As a consequence, operator hints can be specified, but should only be used with great care if at all.
At the same time, this makes optimization approaches using a costs model much less appealing.

Based on these limitations, the following features can be used reliably with the DuckDB backend:

- Join order hints and corresponding optimization strategies
- Cardinality hints and corresponding estimation strategies


References
----------

.. [Moerkotte08]
    Guido Moerkotte and Thomas Neumann: "Dynamic Programming Strikes Back" (SIGMOD 2008)
    DOI: `10.1145/1376616.1376672 <https://doi.org/10.1145/1376616.1376672>`_


.. rubric:: footnotes

.. [#f1]
    DuckDB maintains only a minimal set of statistics (due to the large variety of input sources).
    In particular, only the number of rows is reliably available. Other statistics can only be
    :ref:`emulated <database-statistics>`.

.. [#f2]
    DuckDB query plans lack one crucial piece of information: if a table appears multiple times in a query, we cannot
    distinguish between the different instances in the plan.
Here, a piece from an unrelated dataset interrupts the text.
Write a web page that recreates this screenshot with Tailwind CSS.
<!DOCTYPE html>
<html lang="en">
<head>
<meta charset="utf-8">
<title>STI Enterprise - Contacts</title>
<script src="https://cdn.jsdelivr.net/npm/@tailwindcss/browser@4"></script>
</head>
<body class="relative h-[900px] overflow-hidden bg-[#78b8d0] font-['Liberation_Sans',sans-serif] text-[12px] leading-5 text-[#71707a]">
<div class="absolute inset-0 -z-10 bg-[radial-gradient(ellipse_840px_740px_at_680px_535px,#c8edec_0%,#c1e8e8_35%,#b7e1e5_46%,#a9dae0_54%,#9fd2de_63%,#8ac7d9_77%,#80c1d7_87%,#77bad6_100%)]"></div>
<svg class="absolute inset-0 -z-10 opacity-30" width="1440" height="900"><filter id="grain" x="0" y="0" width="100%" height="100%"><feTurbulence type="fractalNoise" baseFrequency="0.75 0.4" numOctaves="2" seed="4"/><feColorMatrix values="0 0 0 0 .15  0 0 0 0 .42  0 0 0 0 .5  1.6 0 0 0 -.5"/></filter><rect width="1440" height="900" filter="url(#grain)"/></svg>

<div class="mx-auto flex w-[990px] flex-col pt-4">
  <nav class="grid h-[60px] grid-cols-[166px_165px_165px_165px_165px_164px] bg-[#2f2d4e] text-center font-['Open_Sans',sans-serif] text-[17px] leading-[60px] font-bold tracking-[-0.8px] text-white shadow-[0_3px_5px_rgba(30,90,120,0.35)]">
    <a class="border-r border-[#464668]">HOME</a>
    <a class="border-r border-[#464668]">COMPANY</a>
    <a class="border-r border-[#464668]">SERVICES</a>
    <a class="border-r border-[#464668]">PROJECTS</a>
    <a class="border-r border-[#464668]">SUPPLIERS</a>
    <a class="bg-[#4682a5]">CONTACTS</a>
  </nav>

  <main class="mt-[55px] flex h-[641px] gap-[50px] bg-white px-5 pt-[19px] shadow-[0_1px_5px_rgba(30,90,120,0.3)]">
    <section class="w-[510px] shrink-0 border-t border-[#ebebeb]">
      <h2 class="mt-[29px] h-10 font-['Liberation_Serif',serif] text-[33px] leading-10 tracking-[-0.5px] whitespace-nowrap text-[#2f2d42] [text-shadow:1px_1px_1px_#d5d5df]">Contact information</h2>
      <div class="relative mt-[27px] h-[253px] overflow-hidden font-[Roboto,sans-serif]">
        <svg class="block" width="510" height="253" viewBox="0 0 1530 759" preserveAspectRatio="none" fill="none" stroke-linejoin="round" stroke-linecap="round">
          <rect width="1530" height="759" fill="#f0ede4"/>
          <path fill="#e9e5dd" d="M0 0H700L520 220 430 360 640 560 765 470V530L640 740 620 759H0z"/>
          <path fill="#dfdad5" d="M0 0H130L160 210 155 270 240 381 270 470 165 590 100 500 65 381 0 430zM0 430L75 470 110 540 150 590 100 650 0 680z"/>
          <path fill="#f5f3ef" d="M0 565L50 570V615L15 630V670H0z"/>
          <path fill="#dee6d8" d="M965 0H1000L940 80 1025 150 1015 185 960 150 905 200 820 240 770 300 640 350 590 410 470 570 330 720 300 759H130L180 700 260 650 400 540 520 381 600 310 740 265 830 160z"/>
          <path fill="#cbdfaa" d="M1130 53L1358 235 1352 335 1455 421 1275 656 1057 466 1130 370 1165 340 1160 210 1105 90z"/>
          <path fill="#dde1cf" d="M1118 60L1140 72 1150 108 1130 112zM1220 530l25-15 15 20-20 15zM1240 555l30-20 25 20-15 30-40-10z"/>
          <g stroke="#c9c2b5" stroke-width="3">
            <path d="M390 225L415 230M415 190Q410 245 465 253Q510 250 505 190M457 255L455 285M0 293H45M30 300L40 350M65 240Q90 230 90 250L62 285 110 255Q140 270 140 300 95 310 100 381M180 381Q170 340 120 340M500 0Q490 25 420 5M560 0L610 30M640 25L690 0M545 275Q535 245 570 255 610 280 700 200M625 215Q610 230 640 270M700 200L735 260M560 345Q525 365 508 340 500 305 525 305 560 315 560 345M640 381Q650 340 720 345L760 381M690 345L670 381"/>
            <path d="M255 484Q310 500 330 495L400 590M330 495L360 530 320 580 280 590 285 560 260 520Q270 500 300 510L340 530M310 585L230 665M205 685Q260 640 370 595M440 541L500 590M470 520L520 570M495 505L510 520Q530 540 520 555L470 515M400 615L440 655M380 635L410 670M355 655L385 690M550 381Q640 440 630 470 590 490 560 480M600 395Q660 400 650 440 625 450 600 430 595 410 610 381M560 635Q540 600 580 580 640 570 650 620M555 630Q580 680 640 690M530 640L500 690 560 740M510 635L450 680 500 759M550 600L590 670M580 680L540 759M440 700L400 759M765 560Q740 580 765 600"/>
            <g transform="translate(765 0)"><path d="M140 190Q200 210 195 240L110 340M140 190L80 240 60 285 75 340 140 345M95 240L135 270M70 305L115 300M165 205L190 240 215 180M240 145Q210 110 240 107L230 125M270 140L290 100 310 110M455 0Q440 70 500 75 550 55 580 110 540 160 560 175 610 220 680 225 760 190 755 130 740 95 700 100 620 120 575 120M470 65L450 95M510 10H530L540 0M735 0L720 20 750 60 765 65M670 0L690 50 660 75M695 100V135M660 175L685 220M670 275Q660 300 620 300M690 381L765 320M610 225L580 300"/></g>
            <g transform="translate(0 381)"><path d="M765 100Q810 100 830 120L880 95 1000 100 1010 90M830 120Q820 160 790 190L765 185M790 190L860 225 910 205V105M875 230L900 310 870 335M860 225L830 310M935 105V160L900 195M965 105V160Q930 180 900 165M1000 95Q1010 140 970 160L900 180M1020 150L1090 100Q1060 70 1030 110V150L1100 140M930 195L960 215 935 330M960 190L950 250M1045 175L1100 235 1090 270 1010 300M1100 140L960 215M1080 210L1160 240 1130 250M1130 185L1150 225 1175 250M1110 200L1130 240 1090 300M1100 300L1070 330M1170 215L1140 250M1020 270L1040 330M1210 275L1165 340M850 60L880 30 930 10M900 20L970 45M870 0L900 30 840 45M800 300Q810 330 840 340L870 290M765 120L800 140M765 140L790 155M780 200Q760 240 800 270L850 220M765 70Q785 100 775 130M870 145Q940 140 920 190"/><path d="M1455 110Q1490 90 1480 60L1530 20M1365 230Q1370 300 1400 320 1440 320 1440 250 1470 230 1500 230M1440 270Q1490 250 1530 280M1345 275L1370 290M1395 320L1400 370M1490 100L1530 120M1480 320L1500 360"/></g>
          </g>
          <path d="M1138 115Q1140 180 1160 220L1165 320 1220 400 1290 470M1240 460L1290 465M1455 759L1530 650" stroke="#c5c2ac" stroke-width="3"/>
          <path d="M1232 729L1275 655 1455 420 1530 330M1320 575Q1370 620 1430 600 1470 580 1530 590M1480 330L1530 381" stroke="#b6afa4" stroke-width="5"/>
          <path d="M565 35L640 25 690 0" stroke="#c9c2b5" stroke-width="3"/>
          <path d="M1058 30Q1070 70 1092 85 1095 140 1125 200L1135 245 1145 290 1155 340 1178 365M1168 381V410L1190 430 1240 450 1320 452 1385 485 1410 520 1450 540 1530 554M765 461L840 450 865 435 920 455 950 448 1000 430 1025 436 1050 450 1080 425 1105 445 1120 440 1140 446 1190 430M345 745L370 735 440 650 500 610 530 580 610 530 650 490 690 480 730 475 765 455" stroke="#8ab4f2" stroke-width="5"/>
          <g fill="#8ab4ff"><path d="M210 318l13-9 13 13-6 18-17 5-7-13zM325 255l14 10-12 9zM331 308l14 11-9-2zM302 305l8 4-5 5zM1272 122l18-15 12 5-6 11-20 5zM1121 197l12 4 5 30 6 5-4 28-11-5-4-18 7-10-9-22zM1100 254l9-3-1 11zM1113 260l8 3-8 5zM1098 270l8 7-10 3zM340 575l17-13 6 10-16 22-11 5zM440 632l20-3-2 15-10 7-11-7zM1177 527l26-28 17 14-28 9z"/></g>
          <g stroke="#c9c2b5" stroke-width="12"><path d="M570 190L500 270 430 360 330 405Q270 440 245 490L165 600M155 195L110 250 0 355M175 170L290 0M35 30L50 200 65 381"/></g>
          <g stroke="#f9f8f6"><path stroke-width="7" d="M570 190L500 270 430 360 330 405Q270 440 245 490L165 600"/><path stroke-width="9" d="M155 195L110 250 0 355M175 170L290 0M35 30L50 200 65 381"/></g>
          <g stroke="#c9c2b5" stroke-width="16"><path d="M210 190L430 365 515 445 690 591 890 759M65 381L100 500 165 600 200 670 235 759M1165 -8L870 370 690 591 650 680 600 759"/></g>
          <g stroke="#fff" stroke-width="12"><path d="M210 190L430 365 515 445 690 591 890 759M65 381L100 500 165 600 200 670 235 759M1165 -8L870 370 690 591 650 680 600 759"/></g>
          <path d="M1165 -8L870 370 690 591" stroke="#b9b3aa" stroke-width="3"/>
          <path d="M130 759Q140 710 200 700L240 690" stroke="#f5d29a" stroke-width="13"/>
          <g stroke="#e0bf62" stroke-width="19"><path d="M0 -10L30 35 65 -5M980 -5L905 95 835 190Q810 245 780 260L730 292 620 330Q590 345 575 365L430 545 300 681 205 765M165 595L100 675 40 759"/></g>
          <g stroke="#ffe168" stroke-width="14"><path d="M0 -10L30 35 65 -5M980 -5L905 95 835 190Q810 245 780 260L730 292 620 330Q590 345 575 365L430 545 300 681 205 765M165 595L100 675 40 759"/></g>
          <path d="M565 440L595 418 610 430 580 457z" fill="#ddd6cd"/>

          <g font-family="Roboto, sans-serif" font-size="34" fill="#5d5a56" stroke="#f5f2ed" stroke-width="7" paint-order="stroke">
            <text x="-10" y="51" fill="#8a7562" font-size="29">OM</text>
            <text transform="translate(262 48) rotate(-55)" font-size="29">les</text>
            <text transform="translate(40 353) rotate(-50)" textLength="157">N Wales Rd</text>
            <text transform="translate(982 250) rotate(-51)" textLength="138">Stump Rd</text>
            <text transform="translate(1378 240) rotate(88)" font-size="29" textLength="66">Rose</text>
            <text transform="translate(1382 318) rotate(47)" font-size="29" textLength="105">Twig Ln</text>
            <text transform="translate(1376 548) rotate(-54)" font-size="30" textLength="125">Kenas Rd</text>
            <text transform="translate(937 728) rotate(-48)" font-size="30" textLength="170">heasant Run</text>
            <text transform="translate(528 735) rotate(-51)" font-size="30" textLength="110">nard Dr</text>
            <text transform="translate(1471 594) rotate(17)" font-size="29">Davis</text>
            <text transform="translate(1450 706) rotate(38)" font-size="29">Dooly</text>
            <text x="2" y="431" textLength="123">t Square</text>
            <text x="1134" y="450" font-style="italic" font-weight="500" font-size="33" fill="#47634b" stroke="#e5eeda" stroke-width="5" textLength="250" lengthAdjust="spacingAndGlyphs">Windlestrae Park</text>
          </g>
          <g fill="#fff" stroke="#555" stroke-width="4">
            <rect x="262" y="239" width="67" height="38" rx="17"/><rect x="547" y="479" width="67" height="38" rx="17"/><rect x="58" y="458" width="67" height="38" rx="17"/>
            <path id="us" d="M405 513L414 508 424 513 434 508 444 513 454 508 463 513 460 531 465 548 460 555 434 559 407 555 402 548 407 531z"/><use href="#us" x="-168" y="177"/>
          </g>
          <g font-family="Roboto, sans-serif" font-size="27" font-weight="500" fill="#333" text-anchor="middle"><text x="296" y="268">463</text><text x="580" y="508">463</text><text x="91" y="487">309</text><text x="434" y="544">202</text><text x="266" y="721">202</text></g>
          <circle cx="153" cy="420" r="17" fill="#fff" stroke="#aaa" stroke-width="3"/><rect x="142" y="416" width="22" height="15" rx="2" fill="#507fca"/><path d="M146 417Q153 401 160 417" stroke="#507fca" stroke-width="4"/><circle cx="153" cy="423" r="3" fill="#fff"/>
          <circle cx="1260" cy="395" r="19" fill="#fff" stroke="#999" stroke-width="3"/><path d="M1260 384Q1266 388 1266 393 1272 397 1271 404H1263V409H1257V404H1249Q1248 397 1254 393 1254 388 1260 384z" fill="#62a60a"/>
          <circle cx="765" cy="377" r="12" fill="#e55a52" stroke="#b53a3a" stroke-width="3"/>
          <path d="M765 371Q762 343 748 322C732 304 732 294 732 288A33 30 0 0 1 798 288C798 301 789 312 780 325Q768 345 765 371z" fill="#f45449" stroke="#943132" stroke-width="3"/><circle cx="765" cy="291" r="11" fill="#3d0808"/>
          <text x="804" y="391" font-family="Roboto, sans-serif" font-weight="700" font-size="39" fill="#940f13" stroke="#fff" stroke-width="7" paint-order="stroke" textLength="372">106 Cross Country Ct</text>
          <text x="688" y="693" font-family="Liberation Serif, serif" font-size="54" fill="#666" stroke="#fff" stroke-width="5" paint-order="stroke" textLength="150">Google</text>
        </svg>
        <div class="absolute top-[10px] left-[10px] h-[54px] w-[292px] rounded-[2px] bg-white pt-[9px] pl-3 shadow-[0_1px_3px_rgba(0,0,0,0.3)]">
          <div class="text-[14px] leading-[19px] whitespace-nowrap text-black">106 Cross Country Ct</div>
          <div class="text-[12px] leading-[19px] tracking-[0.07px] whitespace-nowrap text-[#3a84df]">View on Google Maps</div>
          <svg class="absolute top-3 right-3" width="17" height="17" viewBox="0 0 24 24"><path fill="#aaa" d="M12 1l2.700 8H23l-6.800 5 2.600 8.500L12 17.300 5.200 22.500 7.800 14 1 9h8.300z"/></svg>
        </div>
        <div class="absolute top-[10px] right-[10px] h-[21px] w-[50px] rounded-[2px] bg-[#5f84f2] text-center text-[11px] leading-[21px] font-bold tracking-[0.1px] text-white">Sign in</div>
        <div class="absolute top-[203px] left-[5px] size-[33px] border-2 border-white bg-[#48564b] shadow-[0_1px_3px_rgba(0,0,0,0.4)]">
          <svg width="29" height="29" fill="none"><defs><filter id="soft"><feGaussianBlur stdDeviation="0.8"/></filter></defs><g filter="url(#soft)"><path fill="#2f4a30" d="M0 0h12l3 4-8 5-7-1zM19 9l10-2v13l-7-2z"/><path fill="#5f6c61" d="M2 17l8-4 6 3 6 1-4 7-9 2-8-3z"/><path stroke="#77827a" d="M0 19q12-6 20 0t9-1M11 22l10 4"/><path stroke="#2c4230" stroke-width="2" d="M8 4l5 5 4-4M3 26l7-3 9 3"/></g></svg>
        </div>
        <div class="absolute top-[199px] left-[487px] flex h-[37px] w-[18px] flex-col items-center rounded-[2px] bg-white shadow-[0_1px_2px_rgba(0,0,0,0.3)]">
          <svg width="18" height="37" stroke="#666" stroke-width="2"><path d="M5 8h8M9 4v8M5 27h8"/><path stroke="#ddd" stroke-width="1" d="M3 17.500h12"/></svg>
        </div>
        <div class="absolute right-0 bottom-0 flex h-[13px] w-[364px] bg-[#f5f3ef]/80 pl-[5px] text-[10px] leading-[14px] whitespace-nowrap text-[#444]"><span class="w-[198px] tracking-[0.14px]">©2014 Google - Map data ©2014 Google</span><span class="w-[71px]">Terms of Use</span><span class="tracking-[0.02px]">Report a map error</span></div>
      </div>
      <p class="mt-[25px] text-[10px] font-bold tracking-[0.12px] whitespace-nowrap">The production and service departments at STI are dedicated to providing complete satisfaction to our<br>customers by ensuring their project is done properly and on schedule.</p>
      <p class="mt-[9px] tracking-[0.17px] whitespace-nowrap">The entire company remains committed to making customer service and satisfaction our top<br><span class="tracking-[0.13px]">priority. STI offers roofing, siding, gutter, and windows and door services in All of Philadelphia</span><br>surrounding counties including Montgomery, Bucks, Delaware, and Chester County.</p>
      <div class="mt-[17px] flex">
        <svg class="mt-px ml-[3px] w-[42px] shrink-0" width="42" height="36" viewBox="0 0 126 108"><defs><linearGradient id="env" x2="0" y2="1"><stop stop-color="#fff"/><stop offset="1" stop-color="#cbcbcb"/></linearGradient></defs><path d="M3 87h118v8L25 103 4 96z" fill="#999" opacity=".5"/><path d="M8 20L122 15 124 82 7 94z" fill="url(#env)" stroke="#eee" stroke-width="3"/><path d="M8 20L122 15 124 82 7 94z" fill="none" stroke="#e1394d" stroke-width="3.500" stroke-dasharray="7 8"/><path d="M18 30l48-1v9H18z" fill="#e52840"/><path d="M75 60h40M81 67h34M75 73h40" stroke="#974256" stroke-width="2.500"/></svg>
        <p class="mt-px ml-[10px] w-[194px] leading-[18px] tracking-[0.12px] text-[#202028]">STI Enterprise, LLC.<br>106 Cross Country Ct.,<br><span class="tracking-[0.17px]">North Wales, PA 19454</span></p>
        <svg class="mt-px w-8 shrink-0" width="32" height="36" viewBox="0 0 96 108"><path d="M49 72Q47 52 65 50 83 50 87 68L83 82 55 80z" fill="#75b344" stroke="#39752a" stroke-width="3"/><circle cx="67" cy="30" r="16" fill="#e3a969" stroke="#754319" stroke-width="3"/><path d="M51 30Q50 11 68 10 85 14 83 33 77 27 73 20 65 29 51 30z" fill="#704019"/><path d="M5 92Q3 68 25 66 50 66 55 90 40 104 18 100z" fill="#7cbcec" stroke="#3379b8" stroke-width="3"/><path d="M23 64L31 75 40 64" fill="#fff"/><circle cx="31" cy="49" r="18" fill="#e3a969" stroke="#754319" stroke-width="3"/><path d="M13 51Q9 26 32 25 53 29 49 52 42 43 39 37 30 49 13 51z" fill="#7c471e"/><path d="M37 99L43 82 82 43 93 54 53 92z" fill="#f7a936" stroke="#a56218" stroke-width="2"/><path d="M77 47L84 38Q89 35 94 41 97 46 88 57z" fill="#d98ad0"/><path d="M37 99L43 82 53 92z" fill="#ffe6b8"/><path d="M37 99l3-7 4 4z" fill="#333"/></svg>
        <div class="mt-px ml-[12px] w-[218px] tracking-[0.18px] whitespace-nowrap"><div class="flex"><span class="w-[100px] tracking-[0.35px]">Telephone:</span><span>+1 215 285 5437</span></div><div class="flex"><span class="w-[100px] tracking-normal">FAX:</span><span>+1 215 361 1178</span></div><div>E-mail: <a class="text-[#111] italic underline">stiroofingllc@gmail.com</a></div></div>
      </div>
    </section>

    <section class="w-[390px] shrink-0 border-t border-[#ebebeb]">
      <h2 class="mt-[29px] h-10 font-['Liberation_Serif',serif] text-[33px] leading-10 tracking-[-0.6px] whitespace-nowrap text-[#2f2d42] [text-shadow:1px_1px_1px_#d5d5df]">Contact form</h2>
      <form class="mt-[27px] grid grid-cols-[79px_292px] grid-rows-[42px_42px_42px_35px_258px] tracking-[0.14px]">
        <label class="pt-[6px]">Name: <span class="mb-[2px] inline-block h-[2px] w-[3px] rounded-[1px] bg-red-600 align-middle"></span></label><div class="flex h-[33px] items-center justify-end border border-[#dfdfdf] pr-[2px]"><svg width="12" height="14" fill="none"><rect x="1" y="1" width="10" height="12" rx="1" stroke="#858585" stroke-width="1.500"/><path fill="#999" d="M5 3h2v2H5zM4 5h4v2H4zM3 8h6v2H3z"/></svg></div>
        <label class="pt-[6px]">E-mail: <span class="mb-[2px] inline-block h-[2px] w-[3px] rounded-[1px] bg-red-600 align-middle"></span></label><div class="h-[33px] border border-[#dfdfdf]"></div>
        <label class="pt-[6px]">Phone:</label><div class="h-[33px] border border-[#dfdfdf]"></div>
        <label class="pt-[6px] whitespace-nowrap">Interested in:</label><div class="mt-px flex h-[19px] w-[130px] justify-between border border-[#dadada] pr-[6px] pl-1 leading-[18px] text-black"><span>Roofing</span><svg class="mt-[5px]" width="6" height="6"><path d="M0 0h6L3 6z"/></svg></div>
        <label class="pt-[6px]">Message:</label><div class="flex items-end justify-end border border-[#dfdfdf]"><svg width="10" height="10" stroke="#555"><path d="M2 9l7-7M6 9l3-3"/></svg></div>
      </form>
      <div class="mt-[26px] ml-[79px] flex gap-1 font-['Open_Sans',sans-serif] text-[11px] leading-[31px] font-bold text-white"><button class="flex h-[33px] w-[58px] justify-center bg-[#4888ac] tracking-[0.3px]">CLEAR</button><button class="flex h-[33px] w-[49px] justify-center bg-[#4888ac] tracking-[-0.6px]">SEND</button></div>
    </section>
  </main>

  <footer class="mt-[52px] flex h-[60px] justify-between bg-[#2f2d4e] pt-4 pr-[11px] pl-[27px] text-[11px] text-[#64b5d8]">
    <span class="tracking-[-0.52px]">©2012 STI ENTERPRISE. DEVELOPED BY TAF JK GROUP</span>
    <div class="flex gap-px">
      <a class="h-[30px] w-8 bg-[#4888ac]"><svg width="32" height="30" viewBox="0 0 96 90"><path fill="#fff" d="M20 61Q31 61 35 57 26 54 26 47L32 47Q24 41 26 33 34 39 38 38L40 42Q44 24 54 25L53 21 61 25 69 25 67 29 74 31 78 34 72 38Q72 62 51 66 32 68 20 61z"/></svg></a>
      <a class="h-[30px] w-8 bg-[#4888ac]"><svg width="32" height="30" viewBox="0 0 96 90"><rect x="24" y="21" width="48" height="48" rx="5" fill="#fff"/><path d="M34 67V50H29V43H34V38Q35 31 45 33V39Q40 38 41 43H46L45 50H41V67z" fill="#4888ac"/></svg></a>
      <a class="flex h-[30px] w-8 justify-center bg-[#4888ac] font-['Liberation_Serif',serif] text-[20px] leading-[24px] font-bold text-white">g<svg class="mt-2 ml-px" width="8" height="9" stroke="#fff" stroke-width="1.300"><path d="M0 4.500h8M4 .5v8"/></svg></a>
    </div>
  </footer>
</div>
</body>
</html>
For example, for the query
    ``SELECT former.title, latter.title FROM movies former, movies latter WHERE former.series = latter.series AND former.year < latter.year;``,
    both instances of the *movies* table will simply appear as *movies* in the plan and the alias information is lost.
    As a consequence, we cannot fully bind the base table references in the scan nodes. To mitigate this issue, we use a
    number of heuristics, e.g., by inferring the alias based on filter predicates, etc. However, these heuristics are not
    completely reliable and might fail in some cases.